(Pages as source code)
○ ○ ○ ○
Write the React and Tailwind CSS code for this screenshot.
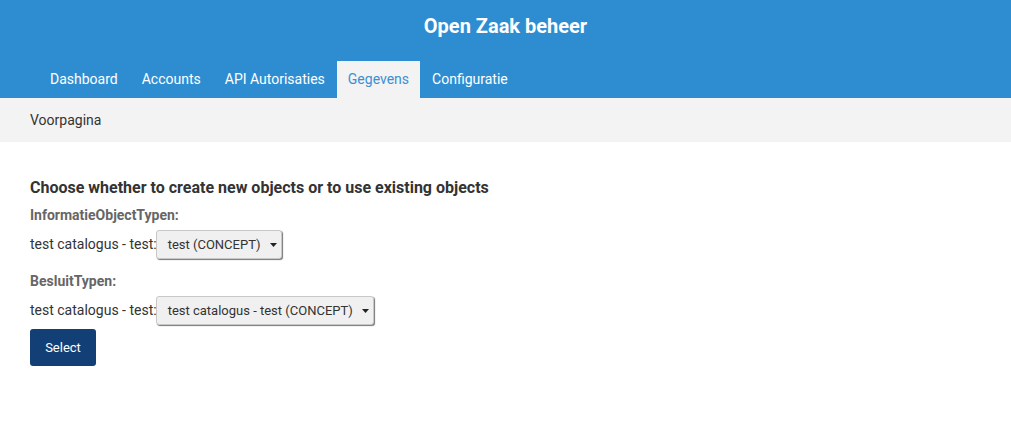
import React from "react";

function FakeSelect({ text, width }) {
  return (
    <div
      className={`flex items-center justify-between h-[29px] ${width} rounded-[3px] border border-[#c8c8c8] bg-[#f0f0f0] pl-[11px] pr-[4px] text-[13px] text-[#333] shadow-[1px_1px_1px_#777]`}
    >
      <span>{text}</span>
      <svg width="7" height="4" viewBox="0 0 7 4" className="mt-[1px]">
        <polygon points="0,0 7,0 3.5,4" fill="#222" />
      </svg>
    </div>
  );
}

export default function App() {
  const tabs = ["Dashboard", "Accounts", "API Autorisaties", "Gegevens", "Configuratie"];
  return (
    <div className="w-[1011px] h-[425px] bg-white font-['Roboto',sans-serif] text-[#333]">
      <header className="bg-[#2e8dd1] h-[98px] flex flex-col">
        <div className="h-[61px] flex items-center justify-center pb-[9px]">
          <h1 className="text-white text-[20px] font-bold">Open Zaak beheer</h1>
        </div>
        <nav className="flex pl-[38px] h-[37px]">
          {tabs.map((t) => (
            <div
              key={t}
              className={
                t === "Gegevens"
                  ? "px-[11px] flex items-center bg-[#f3f3f3] text-[#3b8fd3] text-[14px]"
                  : "px-3 flex items-center text-white text-[14px]"
              }
            >
              {t}
            </div>
          ))}
        </nav>
      </header>
      <div className="bg-[#f3f3f3] h-[44px] flex items-center px-[30px] text-[14px] text-[#333]">
        Voorpagina
      </div>
      <main className="px-[30px] pt-[36px]">
        <h2 className="text-[16px] font-bold text-[#333] leading-[20px]">
          Choose whether to create new objects or to use existing objects
        </h2>
        <div className="mt-[8px] text-[14px] font-bold text-[#666] leading-[18px]">
          InformatieObjectTypen:
        </div>
        <div className="mt-[6px] flex items-center text-[14px]">
          <span className="-mr-[1px]">test catalogus - test:</span>
          <FakeSelect text="test (CONCEPT)" width="w-[126px]" />
        </div>
        <div className="mt-[13px] text-[14px] font-bold text-[#666] leading-[18px]">
          BesluitTypen:
        </div>
        <div className="mt-[6px] flex items-center text-[14px]">
          <span className="-mr-[1px]">test catalogus - test:</span>
          <FakeSelect text="test catalogus - test (CONCEPT)" width="w-[218px]" />
        </div>
        <button className="mt-[4px] h-[37px] w-[66px] rounded-[3px] bg-[#123f75] text-white text-[13px]">
          Select
        </button>
      </main>
    </div>
  );
}
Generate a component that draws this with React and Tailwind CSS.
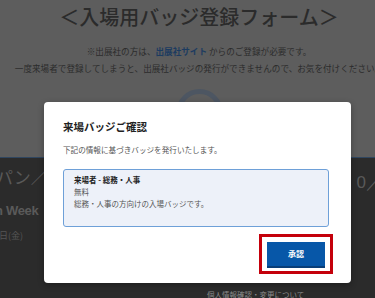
export default function App() {
  const jp = "font-['Noto_Sans_CJK_JP','Noto_Sans',sans-serif]";
  return (
    <div className={`relative w-[375px] h-[298px] overflow-hidden bg-[#2b2b2b] ${jp}`}>
      {/* dimmed page, upper light section */}
      <div className="h-[157px] overflow-hidden bg-[#5d5d5d]">
        <div className="w-[398px] pt-[3px] text-center">
          <h1 className="whitespace-nowrap text-[20px] leading-[28px] font-medium text-[#2b2b2b]">＜入場用バッジ登録フォーム＞</h1>
          <p className="mt-[12px] whitespace-nowrap text-[8.6px] leading-[17px] text-[#2c2c2c]">
            ※出展社の方は、<span className="font-bold text-[#1c3b60]">出展社サイト</span> からのご登録が必要です。
          </p>
          <p className="whitespace-nowrap text-[8.6px] leading-[17px] text-[#2c2c2c]">
            一度来場者で登録してしまうと、出展社バッジの発行ができませんので、お気を付けください。
          </p>
          <div className="mx-auto mt-[12px] h-[47px] w-[47px] rounded-full border-[5px] border-[#4d5662]" />
        </div>
      </div>

      {/* dimmed page, dark section */}
      <div className="h-[141px] border-t border-[#2f4660] bg-[#2b2b2b]">
        <div className="mt-[7px] flex justify-between whitespace-nowrap text-[17px] leading-[24px] text-[#595959]">
          <span className="-ml-[4px]">パン／ｘ</span>
          <span className="-mr-[8px] mt-[6px] font-['Liberation_Sans',sans-serif]">0／</span>
        </div>
        <div className="-ml-[5px] mt-[6px] whitespace-nowrap font-['Liberation_Sans',sans-serif] text-[13px] leading-[20px] font-bold tracking-[-0.3px] text-[#5a5a5a]">
          n Week
        </div>
        <div className="-ml-[1px] mt-[8px] text-[9px] leading-[13px] text-[#555555]">日(金)</div>
        <div className="mt-[47px] pl-[207px] whitespace-nowrap text-[7.5px] leading-[11px] text-[#8a8a8a]">
          個人情報確認・変更について
        </div>
      </div>

      {/* modal */}
      <div className="absolute left-[44px] top-[102px] h-[181px] w-[307px] rounded-[4px] bg-white pl-[19px] pr-[18px] pt-[18px] shadow-[0_2px_6px_rgba(0,0,0,0.3)]">
        <h2 className="text-[10.5px] leading-[14px] font-bold text-[#222222]">来場バッジご確認</h2>
        <p className="mt-[10px] text-[7.6px] leading-[11px] text-[#555555]">下記の情報に基づきバッジを発行いたします。</p>
        <div className="mt-[14px] mr-[4px] h-[58px] rounded-[3px] border border-[#6ea0d8] bg-[#edf1f9] pl-[10px] pt-[4px]">
          <p className="text-[7.5px] leading-[12px] font-bold text-[#222222]">来場者 - 総務・人事</p>
          <p className="text-[7.5px] leading-[12px] text-[#555555]">無料</p>
          <p className="text-[7.5px] leading-[12px] text-[#555555]">総務・人事の方向けの入場バッジです。</p>
        </div>
        <div className="mt-[7px] flex justify-end">
          <div className="border-[3px] border-[#c4000b] px-[5px] pt-[5px] pb-[3px]">
            <button className="flex h-[26px] w-[58px] items-center justify-center border-b-2 border-[#083e78] bg-[#0757a8] text-[8px] font-bold text-white">
              承認
            </button>
          </div>
        </div>
      </div>
    </div>
  );
}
○ ○ ○ ○
Do this:
Repeat each record exactly as shown above, dropping all images.

The output:
Write the React and Tailwind CSS code for this screenshot.
import React from "react";

function FakeSelect({ text, width }) {
  return (
    <div
      className={`flex items-center justify-between h-[29px] ${width} rounded-[3px] border border-[#c8c8c8] bg-[#f0f0f0] pl-[11px] pr-[4px] text-[13px] text-[#333] shadow-[1px_1px_1px_#777]`}
    >
      <span>{text}</span>
      <svg width="7" height="4" viewBox="0 0 7 4" className="mt-[1px]">
        <polygon points="0,0 7,0 3.5,4" fill="#222" />
      </svg>
    </div>
  );
}

export default function App() {
  const tabs = ["Dashboard", "Accounts", "API Autorisaties", "Gegevens", "Configuratie"];
  return (
    <div className="w-[1011px] h-[425px] bg-white font-['Roboto',sans-serif] text-[#333]">
      <header className="bg-[#2e8dd1] h-[98px] flex flex-col">
        <div className="h-[61px] flex items-center justify-center pb-[9px]">
          <h1 className="text-white text-[20px] font-bold">Open Zaak beheer</h1>
        </div>
        <nav className="flex pl-[38px] h-[37px]">
          {tabs.map((t) => (
            <div
              key={t}
              className={
                t === "Gegevens"
                  ? "px-[11px] flex items-center bg-[#f3f3f3] text-[#3b8fd3] text-[14px]"
                  : "px-3 flex items-center text-white text-[14px]"
              }
            >
              {t}
            </div>
          ))}
        </nav>
      </header>
      <div className="bg-[#f3f3f3] h-[44px] flex items-center px-[30px] text-[14px] text-[#333]">
        Voorpagina
      </div>
      <main className="px-[30px] pt-[36px]">
        <h2 className="text-[16px] font-bold text-[#333] leading-[20px]">
          Choose whether to create new objects or to use existing objects
        </h2>
        <div className="mt-[8px] text-[14px] font-bold text-[#666] leading-[18px]">
          InformatieObjectTypen:
        </div>
        <div className="mt-[6px] flex items-center text-[14px]">
          <span className="-mr-[1px]">test catalogus - test:</span>
          <FakeSelect text="test (CONCEPT)" width="w-[126px]" />
        </div>
        <div className="mt-[13px] text-[14px] font-bold text-[#666] leading-[18px]">
          BesluitTypen:
        </div>
        <div className="mt-[6px] flex items-center text-[14px]">
          <span className="-mr-[1px]">test catalogus - test:</span>
          <FakeSelect text="test catalogus - test (CONCEPT)" width="w-[218px]" />
        </div>
        <button className="mt-[4px] h-[37px] w-[66px] rounded-[3px] bg-[#123f75] text-white text-[13px]">
          Select
        </button>
      </main>
    </div>
  );
}
Generate a component that draws this with React and Tailwind CSS.
export default function App() {
  const jp = "font-['Noto_Sans_CJK_JP','Noto_Sans',sans-serif]";
  return (
    <div className={`relative w-[375px] h-[298px] overflow-hidden bg-[#2b2b2b] ${jp}`}>
      {/* dimmed page, upper light section */}
      <div className="h-[157px] overflow-hidden bg-[#5d5d5d]">
        <div className="w-[398px] pt-[3px] text-center">
          <h1 className="whitespace-nowrap text-[20px] leading-[28px] font-medium text-[#2b2b2b]">＜入場用バッジ登録フォーム＞</h1>
          <p className="mt-[12px] whitespace-nowrap text-[8.6px] leading-[17px] text-[#2c2c2c]">
            ※出展社の方は、<span className="font-bold text-[#1c3b60]">出展社サイト</span> からのご登録が必要です。
          </p>
          <p className="whitespace-nowrap text-[8.6px] leading-[17px] text-[#2c2c2c]">
            一度来場者で登録してしまうと、出展社バッジの発行ができませんので、お気を付けください。
          </p>
          <div className="mx-auto mt-[12px] h-[47px] w-[47px] rounded-full border-[5px] border-[#4d5662]" />
        </div>
      </div>

      {/* dimmed page, dark section */}
      <div className="h-[141px] border-t border-[#2f4660] bg-[#2b2b2b]">
        <div className="mt-[7px] flex justify-between whitespace-nowrap text-[17px] leading-[24px] text-[#595959]">
          <span className="-ml-[4px]">パン／ｘ</span>
          <span className="-mr-[8px] mt-[6px] font-['Liberation_Sans',sans-serif]">0／</span>
        </div>
        <div className="-ml-[5px] mt-[6px] whitespace-nowrap font-['Liberation_Sans',sans-serif] text-[13px] leading-[20px] font-bold tracking-[-0.3px] text-[#5a5a5a]">
          n Week
        </div>
        <div className="-ml-[1px] mt-[8px] text-[9px] leading-[13px] text-[#555555]">日(金)</div>
        <div className="mt-[47px] pl-[207px] whitespace-nowrap text-[7.5px] leading-[11px] text-[#8a8a8a]">
          個人情報確認・変更について
        </div>
      </div>

      {/* modal */}
      <div className="absolute left-[44px] top-[102px] h-[181px] w-[307px] rounded-[4px] bg-white pl-[19px] pr-[18px] pt-[18px] shadow-[0_2px_6px_rgba(0,0,0,0.3)]">
        <h2 className="text-[10.5px] leading-[14px] font-bold text-[#222222]">来場バッジご確認</h2>
        <p className="mt-[10px] text-[7.6px] leading-[11px] text-[#555555]">下記の情報に基づきバッジを発行いたします。</p>
        <div className="mt-[14px] mr-[4px] h-[58px] rounded-[3px] border border-[#6ea0d8] bg-[#edf1f9] pl-[10px] pt-[4px]">
          <p className="text-[7.5px] leading-[12px] font-bold text-[#222222]">来場者 - 総務・人事</p>
          <p className="text-[7.5px] leading-[12px] text-[#555555]">無料</p>
          <p className="text-[7.5px] leading-[12px] text-[#555555]">総務・人事の方向けの入場バッジです。</p>
        </div>
        <div className="mt-[7px] flex justify-end">
          <div className="border-[3px] border-[#c4000b] px-[5px] pt-[5px] pb-[3px]">
            <button className="flex h-[26px] w-[58px] items-center justify-center border-b-2 border-[#083e78] bg-[#0757a8] text-[8px] font-bold text-white">
              承認
            </button>
          </div>
        </div>
      </div>
    </div>
  );
}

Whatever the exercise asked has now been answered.